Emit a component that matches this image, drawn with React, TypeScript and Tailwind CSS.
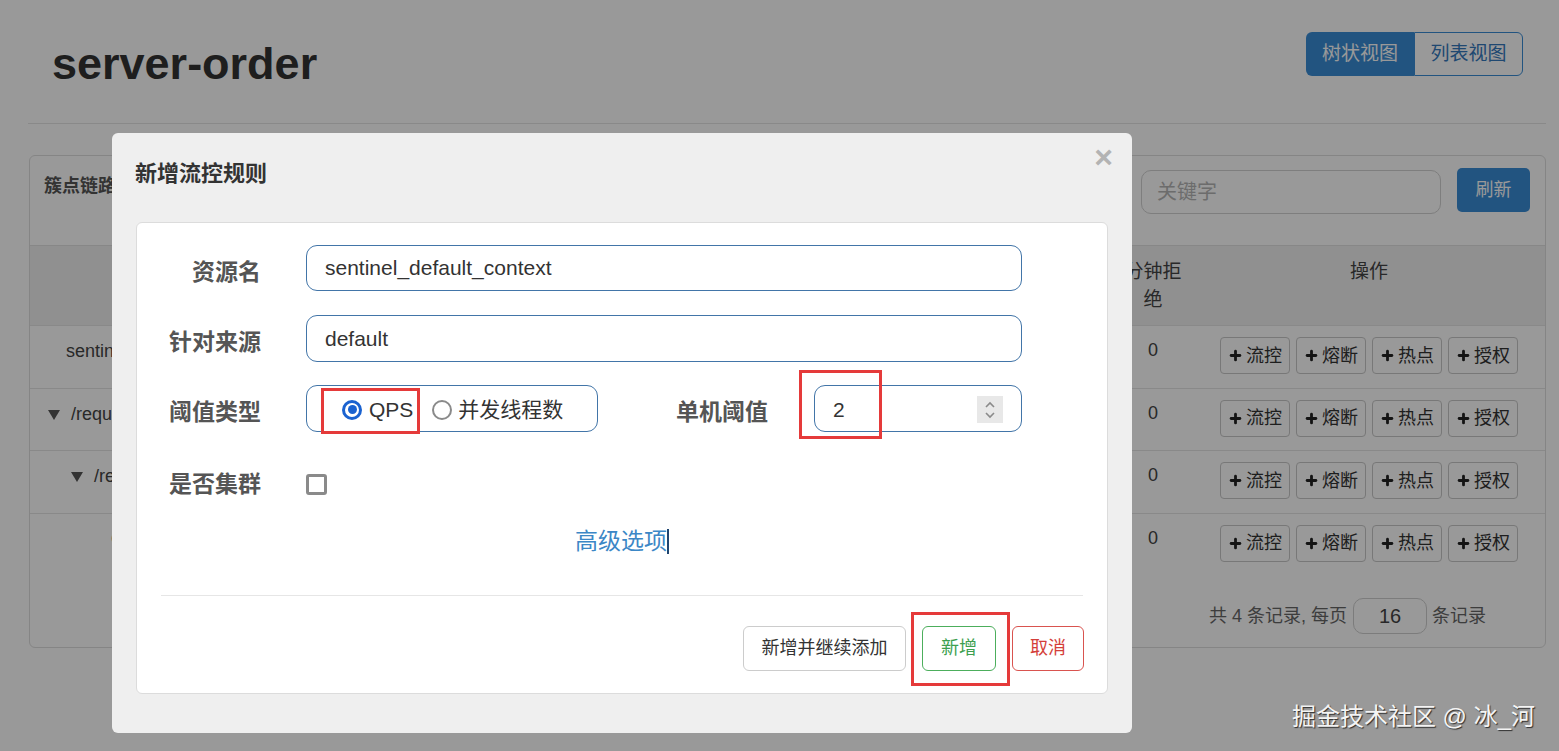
import { Plus } from 'lucide-react';

const treeRows = [
  { name: 'sentinel_default_context', pad: 'pl-[36px]', arrow: false },
  { name: '/request/order', pad: 'pl-[18px]', arrow: true },
  { name: '/request/order', pad: 'pl-[41px]', arrow: true },
  { name: 'GET:/request/order', pad: 'pl-[81px]', arrow: false },
];

const ops = ['流控', '熔断', '热点', '授权'];

function Arrow() {
  return (
    <svg width="12" height="10" viewBox="0 0 12 10" className="mr-[11px] mt-[2px]">
      <path d="M0 0 H12 L6 10 Z" fill="#555" />
    </svg>
  );
}

function Background() {
  return (
    <div className="pl-[28px] pr-[13px]">
      <div className="flex h-[124px] items-start justify-between border-b border-[#e4e4e4]">
        <h1 className="ml-[24px] mt-[39px] text-[45px] font-bold leading-[50px] text-[#333]">server-order</h1>
        <div className="mr-[23px] mt-[32px] flex h-[44px] text-[19px]">
          <div className="flex w-[108px] items-center justify-center rounded-l-[6px] bg-[#3a8dd6] text-white">树状视图</div>
          <div className="flex w-[109px] items-center justify-center rounded-r-[6px] border border-[#3a8dd6] text-[#3478bd]">列表视图</div>
        </div>
      </div>

      <div className="ml-[1px] mt-[31px] h-[493px] rounded-[6px] border border-[#dedede]">
        <div className="flex h-[90px] items-start justify-between border-b border-[#e2e2e2]">
          <div className="ml-[14px] mt-[16px] text-[18px] font-bold leading-[28px] text-[#555]">簇点链路</div>
          <div className="mr-[15px] mt-[12px] flex items-start gap-[16px]">
            <div className="mt-[2px] flex h-[44px] w-[300px] items-center rounded-[10px] border border-[#d2d2d2] pl-[15px] text-[20px] text-[#b5b5b5]">关键字</div>
            <div className="flex h-[44px] w-[73px] items-center justify-center rounded-[5px] bg-[#3a8dd6] text-[18px] text-white">刷新</div>
          </div>
        </div>

        <div className="grid h-[79px] grid-cols-[533px_110px_110px_110px_110px_110px_80px_1fr] bg-[#f0f0f0] text-[19px] leading-[28px] text-[#444]">
          <div className="pt-[12px] text-center">资源名</div>
          <div className="pt-[12px] text-center">通过QPS</div>
          <div className="pt-[12px] text-center">拒绝QPS</div>
          <div className="pt-[12px] text-center">并发数</div>
          <div className="pt-[12px] text-center">平均RT</div>
          <div className="pt-[12px] text-center">分钟通过</div>
          <div className="px-[10px] pt-[12px] text-center">分钟拒绝</div>
          <div className="pt-[12px] text-center">操作</div>
        </div>

        {treeRows.map((r, i) => (
          <div key={i} className="grid h-[62.5px] grid-cols-[533px_110px_110px_110px_110px_110px_80px_1fr] border-t border-[#e4e4e4] text-[18px] leading-[28px] text-[#444]">
            <div className={`flex items-center self-start pt-[11px] ${r.pad}`}>
              {r.arrow && <Arrow />}
              {r.name}
            </div>
            <div className="pt-[10px] text-center">0</div>
            <div className="pt-[10px] text-center">0</div>
            <div className="pt-[10px] text-center">0</div>
            <div className="pt-[10px] text-center">0</div>
            <div className="pt-[10px] text-center">0</div>
            <div className="pt-[10px] text-center">0</div>
            <div className="flex justify-center gap-[6px] pt-[11px]">
              {ops.map((o) => (
                <div key={o} className="flex h-[37px] items-center gap-[3px] rounded-[4px] border border-[#c8c8c8] bg-white px-[7px] text-[18px] text-[#333]">
                  <Plus size={15} strokeWidth={4.5} color="#222" />
                  {o}
                </div>
              ))}
            </div>
          </div>
        ))}

        <div className="mt-[23px] flex items-center justify-end pr-[59px] text-[18px] text-[#666]">
          <span>共 4 条记录, 每页</span>
          <div className="ml-[6px] flex h-[36px] w-[74px] items-center justify-center rounded-[10px] border border-[#cfcfcf] text-[20px] text-[#444]">16</div>
          <span className="ml-[5px]">条记录</span>
        </div>
      </div>
    </div>
  );
}

function Modal() {
  return (
    <div className="absolute left-[112px] top-[133px] h-[600px] w-[1020px] rounded-[6px] bg-[#efefef]">
      <div className="relative h-[89px]">
        <div className="pl-[23px] pt-[27px] text-[22px] font-bold leading-[28px] text-[#333]">新增流控规则</div>
        <div className="absolute right-[19px] top-[4px] text-[32px] font-bold leading-[40px] text-[#b3b3b3]">×</div>
      </div>

      <div className="mx-[24px] h-[472px] rounded-[6px] border border-[#dcdcdc] bg-white">
        <div className="pt-[22px] text-[#555]">
          <div className="flex h-[46px] items-center">
            <div className="w-[124px] pt-[8px] text-right text-[23px] font-bold">资源名</div>
            <div className="ml-[45px] mr-[85px] flex h-full flex-1 items-center rounded-[11px] border border-[#4275a8] pl-[18px] text-[21px] text-[#333]">sentinel_default_context</div>
          </div>

          <div className="mt-[24px] flex h-[47px] items-center">
            <div className="w-[124px] pt-[8px] text-right text-[23px] font-bold">针对来源</div>
            <div className="ml-[45px] mr-[85px] flex h-full flex-1 items-center rounded-[11px] border border-[#4275a8] pl-[18px] text-[21px] text-[#333]">default</div>
          </div>

          <div className="mt-[23px] flex h-[47px] items-center">
            <div className="w-[124px] pt-[8px] text-right text-[23px] font-bold">阈值类型</div>
            <div className="relative ml-[45px] flex h-full w-[292px] items-center rounded-[11px] border border-[#4275a8] pl-[35px] pt-[2px] text-[21px] text-[#333]">
              <span className="flex h-[20px] w-[20px] items-center justify-center rounded-full border-[3px] border-[#1a62d0]">
                <span className="h-[9px] w-[9px] rounded-full bg-[#1a62d0]" />
              </span>
              <span className="ml-[7px]">QPS</span>
              <span className="ml-[19px] h-[20px] w-[20px] rounded-full border-[2px] border-[#8a8a8a]" />
              <span className="ml-[6px]">并发线程数</span>
              <div className="absolute left-[14px] top-[2px] h-[46px] w-[99px] border-[3px] border-[#e53a3a]" />
            </div>
            <div className="w-[170px] pt-[8px] text-right text-[23px] font-bold">单机阈值</div>
            <div className="relative ml-[46px] flex h-full w-[208px] items-center rounded-[11px] border border-[#4275a8] pl-[18px] pt-[2px] text-[21px] text-[#333]">
              <span>2</span>
              <div className="ml-auto mr-[18px] flex h-[27px] w-[26px] items-center justify-center bg-[#e8e8e8]">
                <svg width="12" height="20" viewBox="0 0 12 20" fill="none" stroke="#8a8a8a" strokeWidth="1.6">
                  <path d="M2 7 L6 3 L10 7" />
                  <path d="M2 13 L6 17 L10 13" />
                </svg>
              </div>
              <div className="absolute left-[-16px] top-[-16px] h-[69px] w-[83px] border-[3px] border-[#e53a3a]" />
            </div>
          </div>

          <div className="mt-[37px] flex h-[30px] items-center">
            <div className="w-[124px] text-right text-[23px] font-bold">是否集群</div>
            <div className="ml-[45px] h-[21px] w-[21px] rounded-[3px] border-[3px] border-[#8a8a8a]" />
          </div>

          <div className="mt-[27px] flex h-[30px] items-center justify-center text-[23px] text-[#3c87c6]">
            <span>高级选项</span>
            <span className="h-[25px] w-[2px] bg-[#1f4570]" />
          </div>
        </div>

        <div className="mx-[24px] mt-[39px] border-t border-[#e6e6e6]" />

        <div className="mt-[30px] flex justify-end gap-[16px] pr-[23px] text-[18px]">
          <div className="flex h-[45px] w-[163px] items-center justify-center rounded-[6px] border border-[#cccccc] text-[#333]">新增并继续添加</div>
          <div className="relative flex h-[45px] w-[74px] items-center justify-center rounded-[6px] border border-[#4cae5c] text-[#3d9f4f]">
            新增
            <div className="absolute left-[-12px] top-[-15px] h-[74px] w-[99px] border-[3px] border-[#e53a3a]" />
          </div>
          <div className="flex h-[45px] w-[72px] items-center justify-center rounded-[6px] border border-[#d9534f] text-[#d43f3a]">取消</div>
        </div>
      </div>
    </div>
  );
}

export default function App() {
  return (
    <div className="relative h-[751px] w-[1559px] overflow-hidden bg-white [font-family:'Liberation_Sans','Noto_Sans_CJK_SC',sans-serif]">
      <Background />
      <div className="absolute inset-0 bg-black/40" />
      <Modal />
      <div className="absolute bottom-[19px] right-[24px] text-[24px] leading-[30px] text-[#f4f4f4] [text-shadow:1px_1px_1px_rgba(0,0,0,0.7)]">
        掘金技术社区 @ 冰_河
      </div>
    </div>
  );
}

◆ **Problem details**
Without the pictures, please reproduce each line of the listing above exactly, from the first one through the line bearing "const ops = ['流控', '熔断', '热点', '授权'];".

◆ **Solution for this problem**
Emit a component that matches this image, drawn with React, TypeScript and Tailwind CSS.
import { Plus } from 'lucide-react';

const treeRows = [
  { name: 'sentinel_default_context', pad: 'pl-[36px]', arrow: false },
  { name: '/request/order', pad: 'pl-[18px]', arrow: true },
  { name: '/request/order', pad: 'pl-[41px]', arrow: true },
  { name: 'GET:/request/order', pad: 'pl-[81px]', arrow: false },
];

const ops = ['流控', '熔断', '热点', '授权'];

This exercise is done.